When people are dying, their whole perspective changes, their whole view of the world is transfigured, and so are the views of those around them.


As many of you know, my son and his partner Carly have twins, who are now nine months old. One, Isla, is healthy; the other, Emily, has many difficulties and is going to need a lot of operations. Since she was born, she has had a tube in each nostril, one for breathing, one for feeding, with plasters on her face to keep the tubes fixed. Last week, Carly took her to the hospital to have her tubes changed, and she had the tubes out for five minutes of her life. Carly sent me a photo of her. Her face was shining with joy – she was transfigured in that moment. It was wonderful and uplifting to see. Apparently all the nurses who had come to know Emily in her many visits to the hospital came to see her and rejoice. For baby Emily and for all, this was a promise of things to come. These moments are transfiguring moments, for those involved but also for those watching. Everyone felt so joyous in that moment, and that moment stayed with Carly, perhaps stayed with the nurses, to transform and transfigure their day, their week.

I wonder what our transfiguring moments are, the moments that keep us going through the difficulties – the moments where we find God, where we see the light of his holiness. Perhaps standing in a quiet cathedral, lighting a candle for a loved one, being in the stillness of a country walk? Moses had a transfiguration moment on the mountaintop, and this will have kept him going through the long, difficult journey in the desert.

The Transfiguration is all about light – God’s light. In the Bible, light comes first and last – from the creation of light in Genesis to the light of the world in St John’s Gospel that shines in the darkness and is not overcome, to the light of Revelation shining at the centre of the heavenly city.

God’s light shone on the disciples in that wonderful moment; but they then had to go down the mountain, go back to their everyday existence, to seeing Jesus despised, beaten, killed. However, they took with them the memory of this transfiguration experience, which perhaps came back to them in the dark times, reminding them of God’s presence with them.

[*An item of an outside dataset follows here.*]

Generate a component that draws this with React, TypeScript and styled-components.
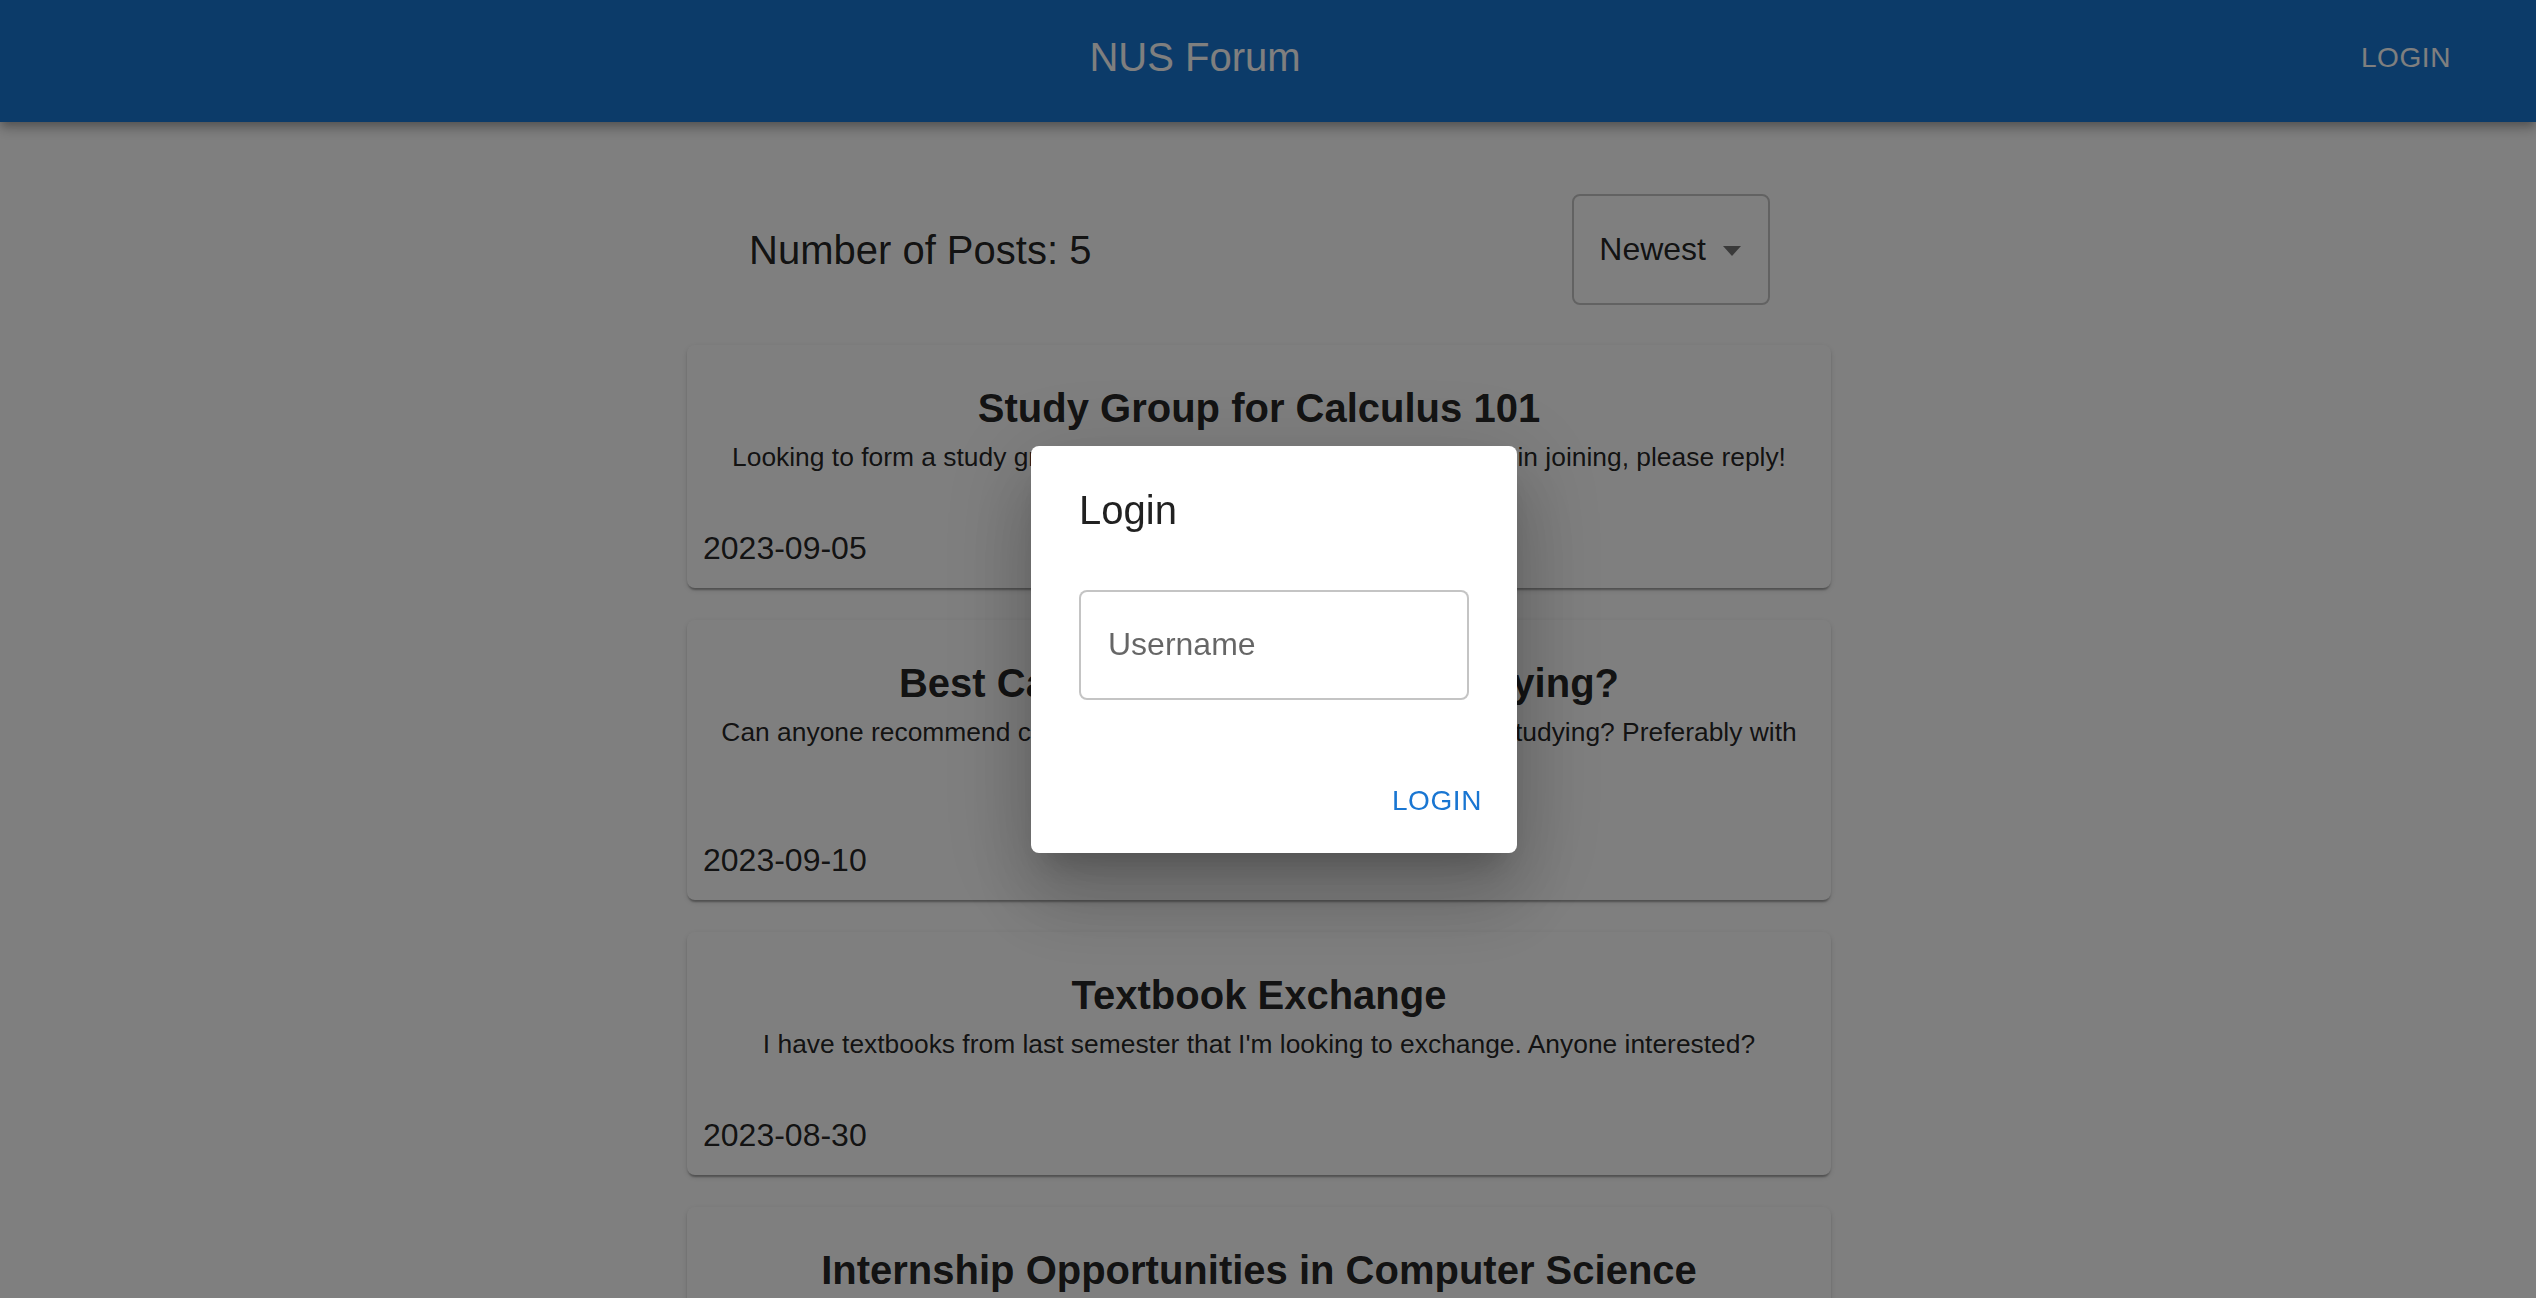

As for us, we cannot make these times of transfiguration happen, we cannot force God to show us the glory of his presence – but we can give him the space to reveal himself to us in whatever way he chooses. Moses went up on to Mount Sinai and saw God’s glory and his face was transfigured. Jesus took the disciples up a high mountain where they had this experience; it did not happen in the busyness and stress of the world.

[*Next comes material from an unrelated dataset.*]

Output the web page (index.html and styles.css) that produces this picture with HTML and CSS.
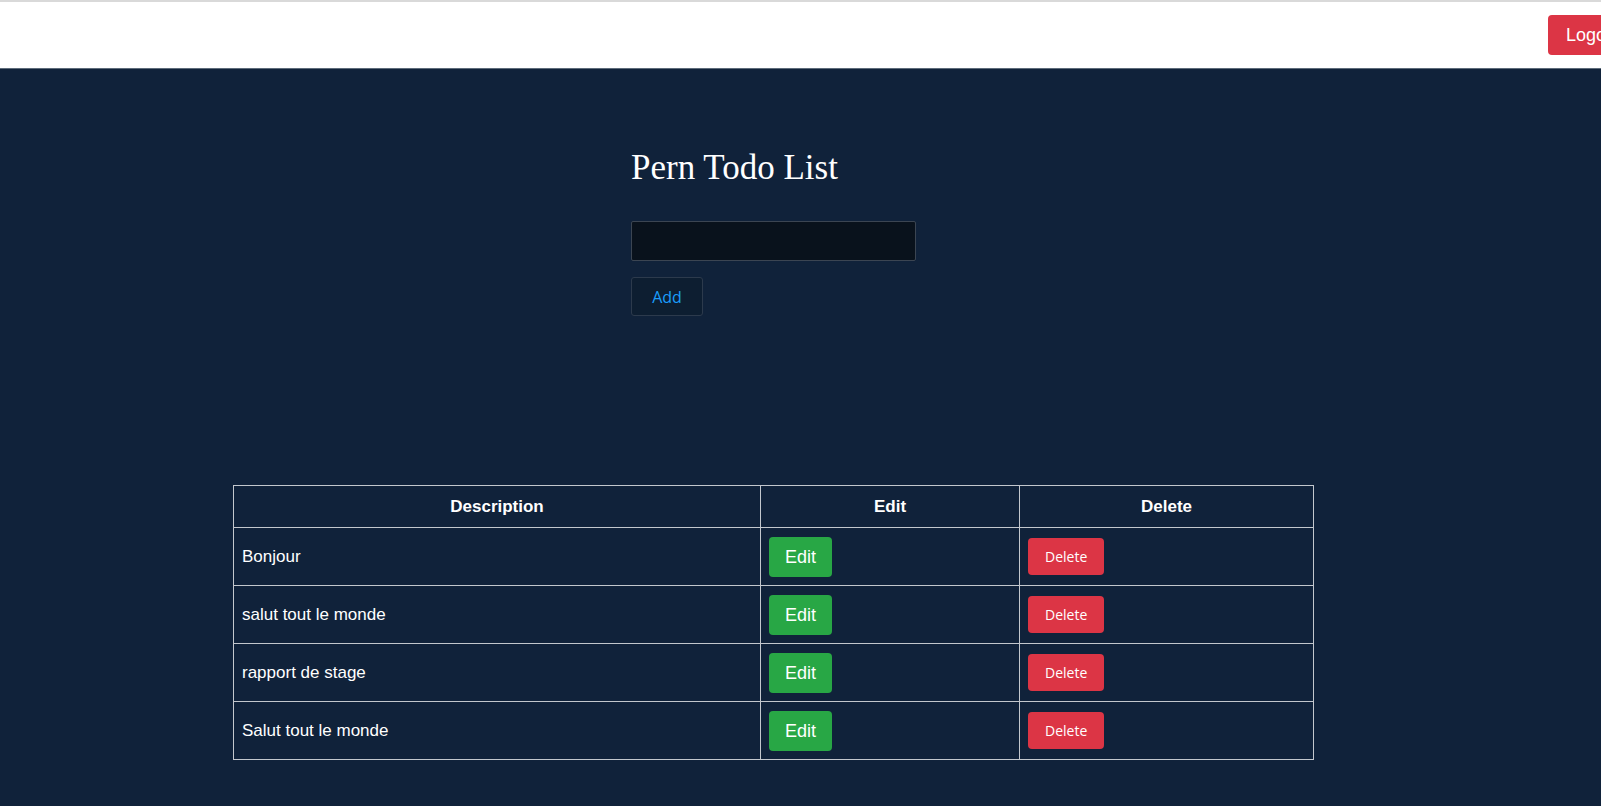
FILE: index.html
```html
<!DOCTYPE html>
<html lang="fr">
<head>
<meta charset="utf-8">
<title>Pern Todo List</title>
<link rel="stylesheet" href="styles.css">
</head>
<body>
<header class="topbar">
  <button class="btn btn-logout">Logout</button>
</header>
<main class="page">
  <section class="input-area">
    <h1 class="title">Pern Todo List</h1>
    <form class="todo-form">
      <input class="todo-input" type="text">
      <button class="btn btn-add" type="button">Add</button>
    </form>
  </section>
  <section class="list-area">
    <table class="todo-table">
      <thead>
        <tr>
          <th class="col-desc">Description</th>
          <th class="col-edit">Edit</th>
          <th class="col-del">Delete</th>
        </tr>
      </thead>
      <tbody>
        <tr>
          <td>Bonjour</td>
          <td><button class="btn btn-edit">Edit</button></td>
          <td><button class="btn btn-delete">Delete</button></td>
        </tr>
        <tr>
          <td>salut tout le monde</td>
          <td><button class="btn btn-edit">Edit</button></td>
          <td><button class="btn btn-delete">Delete</button></td>
        </tr>
        <tr>
          <td>rapport de stage</td>
          <td><button class="btn btn-edit">Edit</button></td>
          <td><button class="btn btn-delete">Delete</button></td>
        </tr>
        <tr>
          <td>Salut tout le monde</td>
          <td><button class="btn btn-edit">Edit</button></td>
          <td><button class="btn btn-delete">Delete</button></td>
        </tr>
      </tbody>
    </table>
  </section>
</main>
</body>
</html>
```

FILE: styles.css
```css
html, body {
  margin: 0;
  padding: 0;
}
body {
  background: #10223a;
  color: #fff;
  font-family: "Liberation Sans", Arial, sans-serif;
  font-size: 17px;
  overflow: hidden;
  height: 806px;
}
.topbar {
  box-sizing: border-box;
  height: 69px;
  background: #fff;
  border-top: 2px solid #d9d9d9;
  border-bottom: 1px solid #5d6b7a;
  display: flex;
  align-items: center;
  justify-content: flex-end;
  overflow: hidden;
}
.btn {
  border: 1px solid transparent;
  border-radius: 4px;
  cursor: pointer;
  font-family: "Liberation Sans", Arial, sans-serif;
}
.btn-logout {
  background: #dc3545;
  color: #fff;
  font-size: 18px;
  line-height: 26px;
  padding: 6px 17px;
  margin-right: -38px;
  flex-shrink: 0;
}
.page {
  display: flex;
  flex-direction: column;
}
.input-area {
  margin-left: 631px;
  padding-top: 78px;
  height: 344px;
  box-sizing: border-box;
}
.title {
  font-family: "Liberation Serif", "Times New Roman", serif;
  font-weight: normal;
  font-size: 35px;
  line-height: 42px;
  margin: 0 0 32px 0;
  color: #fff;
}
.todo-form {
  display: flex;
  flex-direction: column;
  align-items: flex-start;
  gap: 16px;
}
.todo-input {
  box-sizing: border-box;
  width: 285px;
  height: 40px;
  background: #09121c;
  border: 1px solid #3b4552;
  border-radius: 2px;
  color: #fff;
  padding: 0 8px;
  font-size: 16px;
}
.btn-add {
  box-sizing: border-box;
  width: 72px;
  height: 39px;
  background: #0d1e31;
  border: 1px solid #2c3a4c;
  border-radius: 3px;
  color: #1a9dfc;
  font-family: "Open Sans", "Noto Sans", sans-serif;
  font-size: 16px;
  padding: 0;
}
.list-area {
  margin-left: 233px;
  margin-top: 72px;
}
.todo-table {
  border-collapse: collapse;
  width: 1081px;
}
.todo-table th,
.todo-table td {
  border: 1px solid #c3c7cd;
  padding: 8px;
  text-align: left;
  vertical-align: middle;
  color: #fff;
}
.todo-table th {
  text-align: center;
  font-weight: bold;
  height: 25px;
  line-height: 24px;
}
.todo-table td {
  height: 41px;
}
.col-desc { width: 510px; }
.col-edit { width: 242px; }
.col-del { width: 277px; }
.btn-edit {
  background: #28a745;
  color: #fff;
  font-size: 18px;
  line-height: 26px;
  padding: 6px 15px;
  display: block;
}
.btn-delete {
  background: #dc3545;
  color: #fff;
  font-family: "Open Sans", "Noto Sans", sans-serif;
  font-size: 14px;
  line-height: 21px;
  padding: 7px 16px;
}
```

So for us, perhaps during this Lenten period we can take time to spend quietly with God, to be open to all that he wants to show us and, most of all, make time to receive his transfiguring love, for us and for the world. Emily, the twin, was in a busy hospital but in a quiet room, and there she was transfigured, changed and others were changed too in witnessing her joy and freedom. Let us ask God to help us to witness his presence, and to see with new, transfigured eyes, through a new window, all that lies before us. All our questions about him can then be hushed for a while in the light of his presence.

To finish, a poem on the Transfiguration by Malcolm Guite:

For that one moment, ‘in and out of time’,
On that one mountain where all moments meet,
The daily veil that covers the sublime
In darkling glass fell dazzled at his feet.
There were no angels full of eyes and wings
Just living glory full of truth and grace.
The Love that dances at the heart of things
Shone out upon us from a human face
And to that light the light in us leaped up,
We felt it quicken somewhere deep within,
A sudden blaze of long-extinguished hope
Trembled and tingled through the tender skin.
Nor can this blackened sky, this darkened scar
Eclipse that glimpse of how things really are.